• _INFORMATION SHOWN_
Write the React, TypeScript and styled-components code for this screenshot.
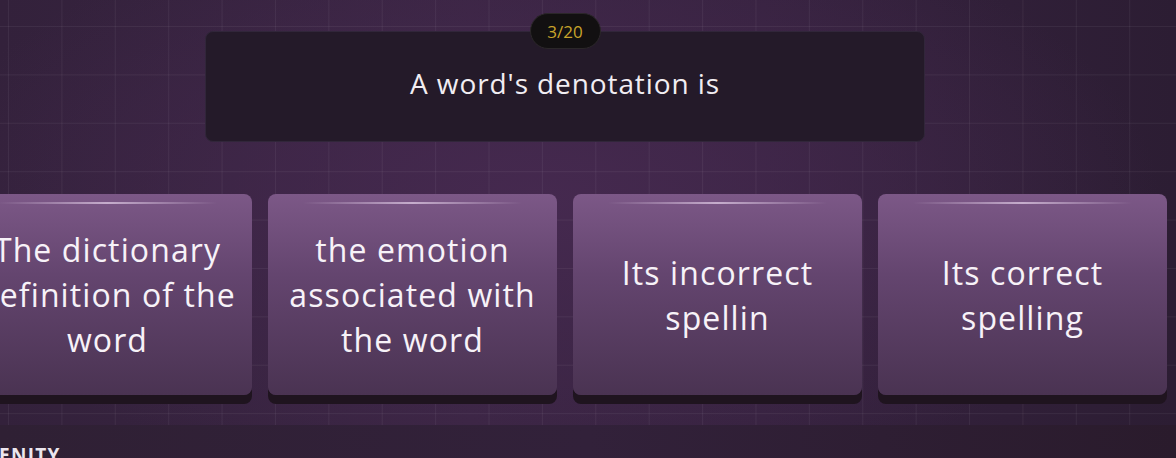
import styled, { createGlobalStyle } from 'styled-components';

const GlobalStyle = createGlobalStyle`
  html, body {
    margin: 0;
    padding: 0;
    background: #2c1d31;
    overflow: hidden;
  }
  * { box-sizing: border-box; }
`;

const Page = styled.div`
  width: 1176px;
  height: 458px;
  display: flex;
  flex-direction: column;
  overflow: hidden;
  font-family: "Open Sans", "Noto Sans", sans-serif;
  color: #f4eef6;
`;

const Arena = styled.main`
  height: 425px;
  padding-top: 13px;
  background-color: #35223d;
  background-image:
    linear-gradient(rgba(255, 255, 255, 0.055) 1px, transparent 1px),
    linear-gradient(90deg, rgba(255, 255, 255, 0.055) 1px, transparent 1px),
    radial-gradient(ellipse 620px 300px at 540px 200px, #45294f 0%, rgba(69, 41, 79, 0) 100%),
    linear-gradient(90deg, #33213b 0%, #3a2543 40%, #36223f 65%, #2c1d33 100%);
  background-size: 53.4px 48.4px, 53.4px 48.4px, 100% 100%, 100% 100%;
  background-position: 0 26px, 8px 0, 0 0, 0 0;
`;

const Stage = styled.div`
  width: 1130px;
  display: flex;
  flex-direction: column;
  align-items: center;
`;

const Counter = styled.div`
  position: relative;
  z-index: 2;
  width: 71px;
  height: 36px;
  margin-bottom: -18px;
  display: flex;
  align-items: center;
  justify-content: center;
  border-radius: 18px;
  background: #121011;
  border: 1px solid #2b2729;
  color: #c9a42b;
  font-size: 17px;
`;

const Question = styled.section`
  width: 720px;
  height: 111px;
  padding-bottom: 8px;
  display: flex;
  align-items: center;
  justify-content: center;
  border-radius: 8px;
  background: #241a29;
  border: 1px solid #31263a;
  font-size: 28px;
  letter-spacing: 0.9px;
  color: #f1edf2;
`;

const Answers = styled.div`
  margin-top: 52px;
  display: flex;
  justify-content: center;
  gap: 16px;
  width: 100%;
`;

const Answer = styled.button`
  position: relative;
  flex: 0 0 289px;
  height: 201px;
  padding: 0 6px;
  display: flex;
  align-items: center;
  justify-content: center;
  border: none;
  border-radius: 8px;
  background: linear-gradient(180deg, #7c5887 0%, #64456f 40%, #4a3352 100%);
  box-shadow: 0 9px 0 #1f141f;
  color: #f7f2f8;
  font-family: inherit;
  font-size: 32px;
  letter-spacing: 1.1px;
  line-height: 45px;
  text-align: center;
  cursor: pointer;

  &::before {
    content: '';
    position: absolute;
    top: 8px;
    left: 12%;
    right: 12%;
    height: 2px;
    background: linear-gradient(90deg, rgba(255, 255, 255, 0) 0%, rgba(230, 210, 235, 0.7) 50%, rgba(255, 255, 255, 0) 100%);
  }
`;

const Footer = styled.footer`
  flex: 1;
  background: linear-gradient(90deg, #2f2034 0%, #32213a 50%, #2a1b2c 100%);
  overflow: hidden;
`;

const Brand = styled.div`
  margin-top: 21px;
  margin-left: -1px;
  font-size: 19px;
  font-weight: 700;
  letter-spacing: 1.3px;
  color: #ece6ee;
  line-height: 1;
`;

const answers = [
  'The dictionary definition of the word',
  'the emotion associated with the word',
  'Its incorrect spellin',
  'Its correct spelling',
];

export default function App() {
  return (
    <>
      <GlobalStyle />
      <Page>
        <Arena>
          <Stage>
            <Counter>3/20</Counter>
            <Question>A word's denotation is</Question>
            <Answers>
              {answers.map((a) => (
                <Answer key={a}>{a}</Answer>
              ))}
            </Answers>
          </Stage>
        </Arena>
        <Footer>
          <Brand>ENITY</Brand>
        </Footer>
      </Page>
    </>
  );
}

• _EXERCISE INSTRUCTIONS_
Using the material above, set down every line exactly, but skip the pictures.

• _WRITTEN RESPONSE_
Write the React, TypeScript and styled-components code for this screenshot.
import styled, { createGlobalStyle } from 'styled-components';

const GlobalStyle = createGlobalStyle`
  html, body {
    margin: 0;
    padding: 0;
    background: #2c1d31;
    overflow: hidden;
  }
  * { box-sizing: border-box; }
`;

const Page = styled.div`
  width: 1176px;
  height: 458px;
  display: flex;
  flex-direction: column;
  overflow: hidden;
  font-family: "Open Sans", "Noto Sans", sans-serif;
  color: #f4eef6;
`;

const Arena = styled.main`
  height: 425px;
  padding-top: 13px;
  background-color: #35223d;
  background-image:
    linear-gradient(rgba(255, 255, 255, 0.055) 1px, transparent 1px),
    linear-gradient(90deg, rgba(255, 255, 255, 0.055) 1px, transparent 1px),
    radial-gradient(ellipse 620px 300px at 540px 200px, #45294f 0%, rgba(69, 41, 79, 0) 100%),
    linear-gradient(90deg, #33213b 0%, #3a2543 40%, #36223f 65%, #2c1d33 100%);
  background-size: 53.4px 48.4px, 53.4px 48.4px, 100% 100%, 100% 100%;
  background-position: 0 26px, 8px 0, 0 0, 0 0;
`;

const Stage = styled.div`
  width: 1130px;
  display: flex;
  flex-direction: column;
  align-items: center;
`;

const Counter = styled.div`
  position: relative;
  z-index: 2;
  width: 71px;
  height: 36px;
  margin-bottom: -18px;
  display: flex;
  align-items: center;
  justify-content: center;
  border-radius: 18px;
  background: #121011;
  border: 1px solid #2b2729;
  color: #c9a42b;
  font-size: 17px;
`;

const Question = styled.section`
  width: 720px;
  height: 111px;
  padding-bottom: 8px;
  display: flex;
  align-items: center;
  justify-content: center;
  border-radius: 8px;
  background: #241a29;
  border: 1px solid #31263a;
  font-size: 28px;
  letter-spacing: 0.9px;
  color: #f1edf2;
`;

const Answers = styled.div`
  margin-top: 52px;
  display: flex;
  justify-content: center;
  gap: 16px;
  width: 100%;
`;

const Answer = styled.button`
  position: relative;
  flex: 0 0 289px;
  height: 201px;
  padding: 0 6px;
  display: flex;
  align-items: center;
  justify-content: center;
  border: none;
  border-radius: 8px;
  background: linear-gradient(180deg, #7c5887 0%, #64456f 40%, #4a3352 100%);
  box-shadow: 0 9px 0 #1f141f;
  color: #f7f2f8;
  font-family: inherit;
  font-size: 32px;
  letter-spacing: 1.1px;
  line-height: 45px;
  text-align: center;
  cursor: pointer;

  &::before {
    content: '';
    position: absolute;
    top: 8px;
    left: 12%;
    right: 12%;
    height: 2px;
    background: linear-gradient(90deg, rgba(255, 255, 255, 0) 0%, rgba(230, 210, 235, 0.7) 50%, rgba(255, 255, 255, 0) 100%);
  }
`;

const Footer = styled.footer`
  flex: 1;
  background: linear-gradient(90deg, #2f2034 0%, #32213a 50%, #2a1b2c 100%);
  overflow: hidden;
`;

const Brand = styled.div`
  margin-top: 21px;
  margin-left: -1px;
  font-size: 19px;
  font-weight: 700;
  letter-spacing: 1.3px;
  color: #ece6ee;
  line-height: 1;
`;

const answers = [
  'The dictionary definition of the word',
  'the emotion associated with the word',
  'Its incorrect spellin',
  'Its correct spelling',
];

export default function App() {
  return (
    <>
      <GlobalStyle />
      <Page>
        <Arena>
          <Stage>
            <Counter>3/20</Counter>
            <Question>A word's denotation is</Question>
            <Answers>
              {answers.map((a) => (
                <Answer key={a}>{a}</Answer>
              ))}
            </Answers>
          </Stage>
        </Arena>
        <Footer>
          <Brand>ENITY</Brand>
        </Footer>
      </Page>
    </>
  );
}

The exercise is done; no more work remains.